Read the lyrics of yet another song, this one written by Bill Gaither, called "Because He Lives":
"Because He lives I can face tomorrow
Because He lives all fear is gone
Because I know He holds the future
And life is worth the living, just because He lives..."
The resurrection is the source of all hope, joy, and encouragement!

But from the glib positivists, never will you hear that the source of positivity is the resurrection.  This is because in order to get to the resurrection, you must go through sin, death, judgement, hell, and all sorts of other negative things - and those might make people feel bad about themselves.  Instead, you will only be told to look deeper into yourself to overcome all your woes and heartaches, because, after all, you are great all by yourself!

There is a story that illustrates this dichotomy of worldviews nicely, and it is found in 2 Samuel in the Bible.  It reads like this:
And the Lord afflicted the child that Uriah's wife bore to David, and he became sick.  David therefore sought God on behalf of the child. And David fasted and went in and lay all night on the ground.  And the elders of his house stood beside him, to raise him from the ground, but he would not, nor did he eat food with them.  On the seventh day the child died. And the servants of David were afraid to tell him that the child was dead, for they said, “Behold, while the child was yet alive, we spoke to him, and he did not listen to us. How then can we say to him the child is dead? He may do himself some harm.”  But when David saw that his servants were whispering together, David understood that the child was dead. And David said to his servants, “Is the child dead?” They said, “He is dead.”  Then David arose from the earth and washed and anointed himself and changed his clothes. And he went into the house of the Lord and worshiped. He then went to his own house. And when he asked, they set food before him, and he ate.  Then his servants said to him, “What is this thing that you have done? You fasted and wept for the child while he was alive; but when the child died, you arose and ate food.”  He said, “While the child was still alive, I fasted and wept, for I said, ‘Who knows whether the Lord will be gracious to me, that the child may live?’  But now he is dead. Why should I fast? Can I bring him back again? I shall go to him, but he will not return to me.”
What God illustrates for us through David's experience is crucial.  David sought the Lord for the miracle he wanted: the life of his child.  However, when the child died, David moved on with a positive outlook.  Why?  Not because his situation changed - it actually got worse - but because his trust was in the Lord, the creator of life.  He also didn't move on because he found something in himself to will him on to positivity.  No, David knew that the child was not his; it was God's.  David knew God's sovereign will was to be trusted.  And, in the end, David points to the resurrection as his ultimate hope: "I shall go to him, but he will not return to me."
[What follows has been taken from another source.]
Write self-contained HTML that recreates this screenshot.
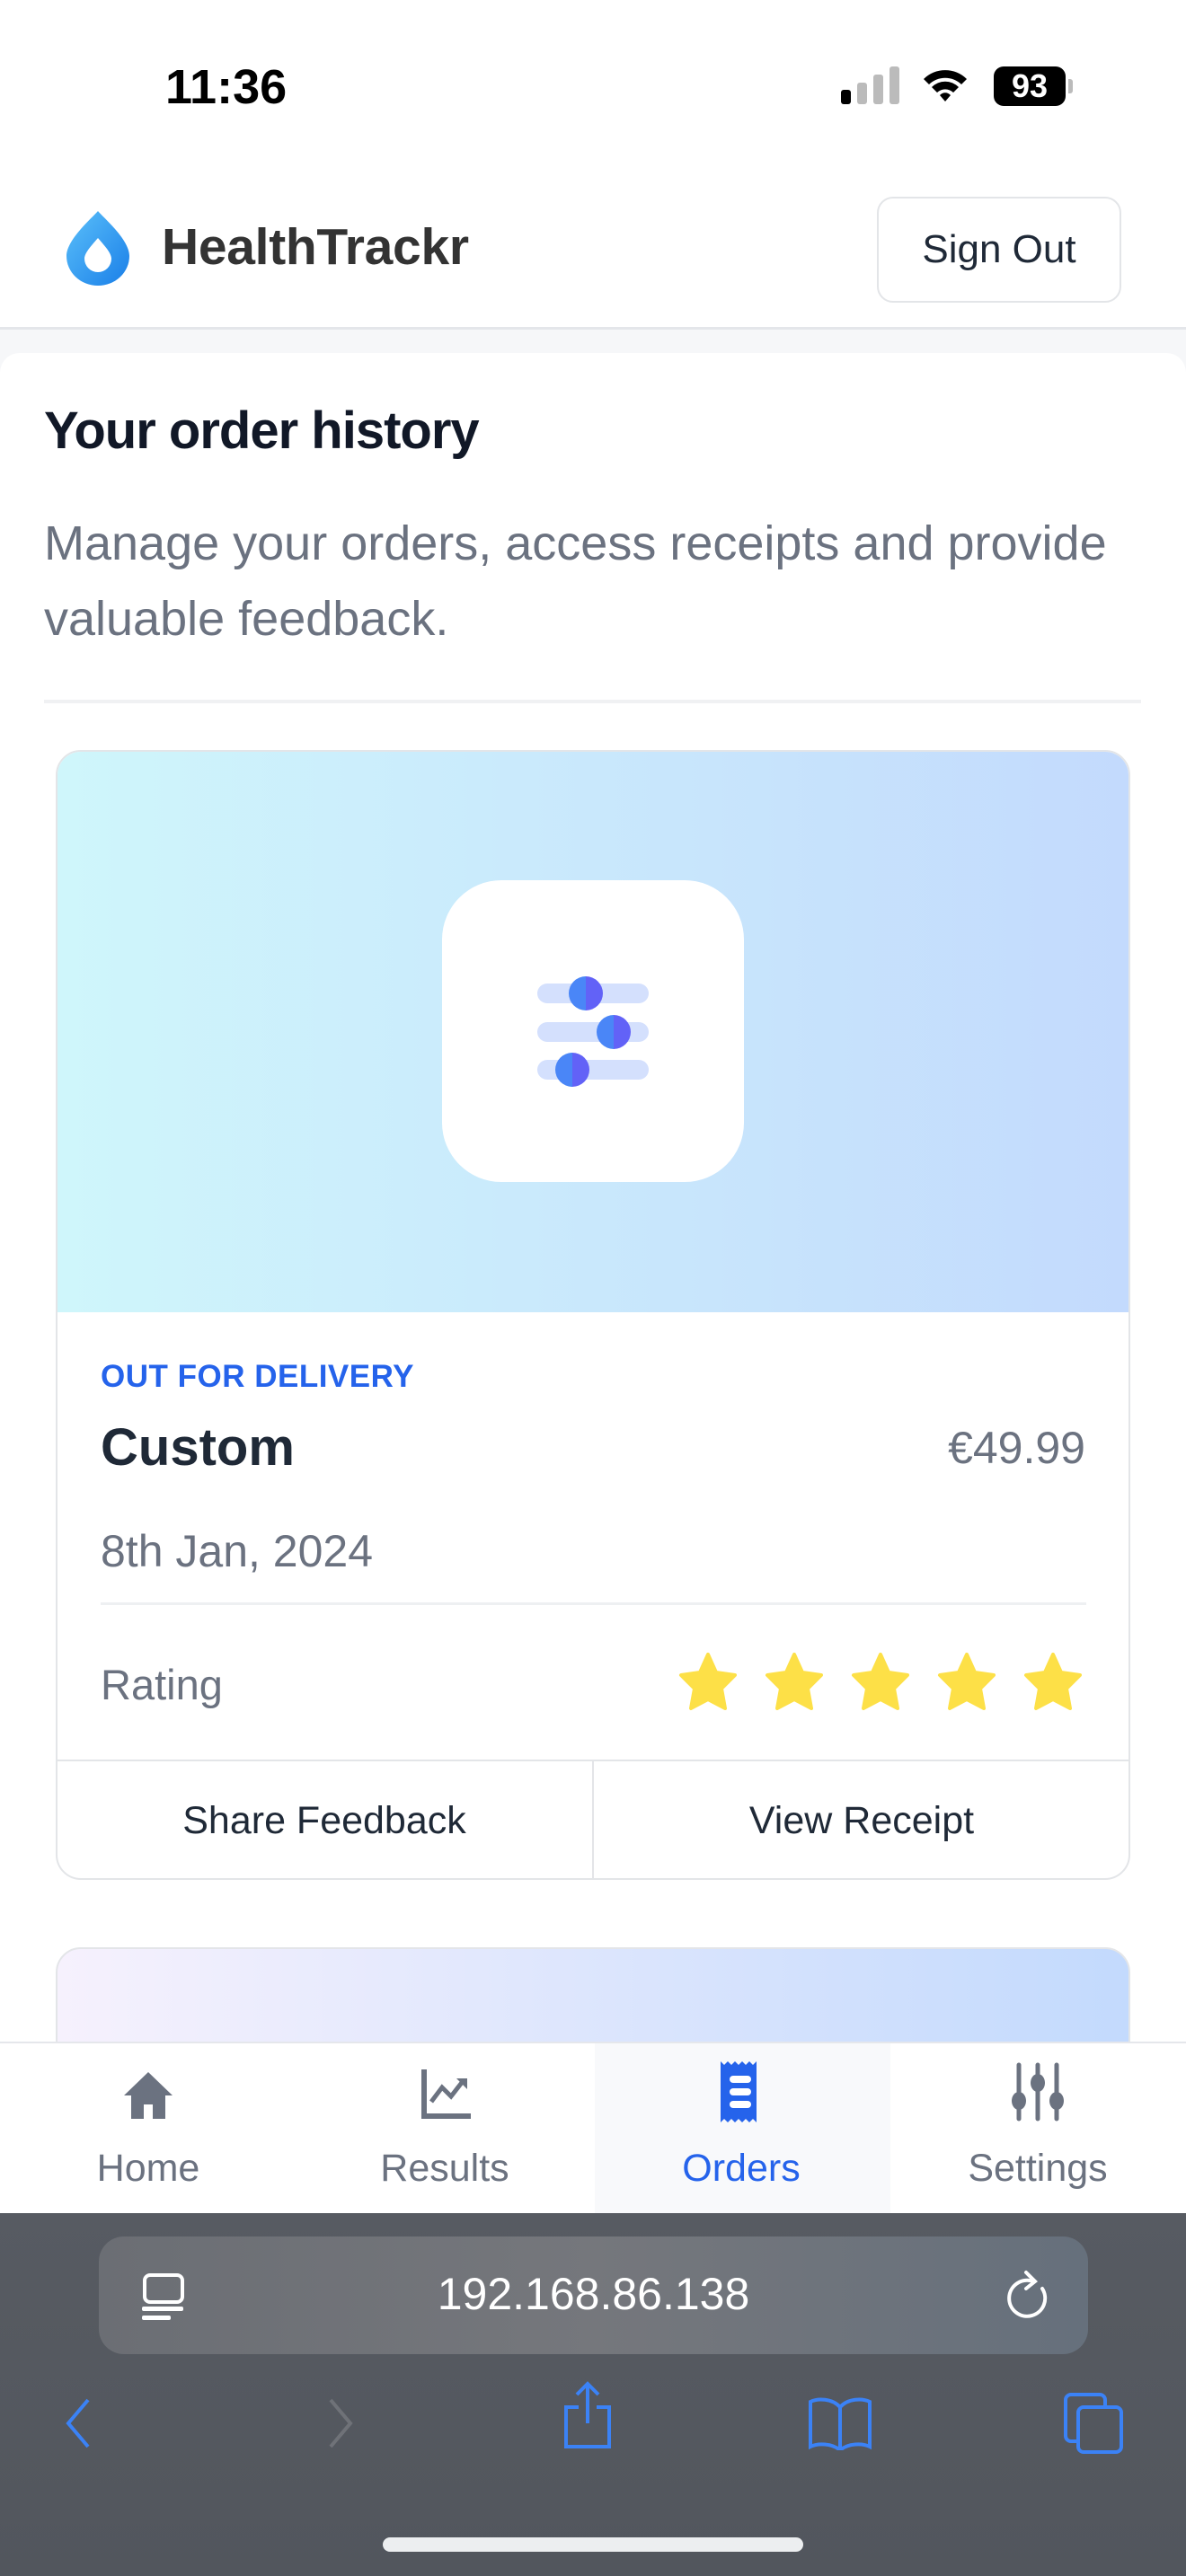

The resurrection of the dead was the source of David's hope, joy, and encouragement.  It was not the superficial telling of positive, me-focused thoughts to his inner self that helped him and changed his circumstances.  David's hope was in the Lord and remained in the Lord, for from Him come hope, joy, and encouragement.

Brothers and sisters, my hope and prayer for us is this: May we seek to know the Lord.  May we trust His sovereignty over all things: our pains and sufferings, our successes and joys.  For He has purpose in all things and He is good in all things.  Oh, He is good, oh saint.  He is good.  We may never understand the reason for some things, but we do know that He is good.  If He has given us His only Son to die for us, then how much more will He not along with Christ give us all things in the life to come? (Romans 8:32).  Look to the Lord for hope, joy, and encouragement, not to yourself or your circumstances.

Because of the resurrection, our best life is not now - it is yet to come for all who trust in Christ!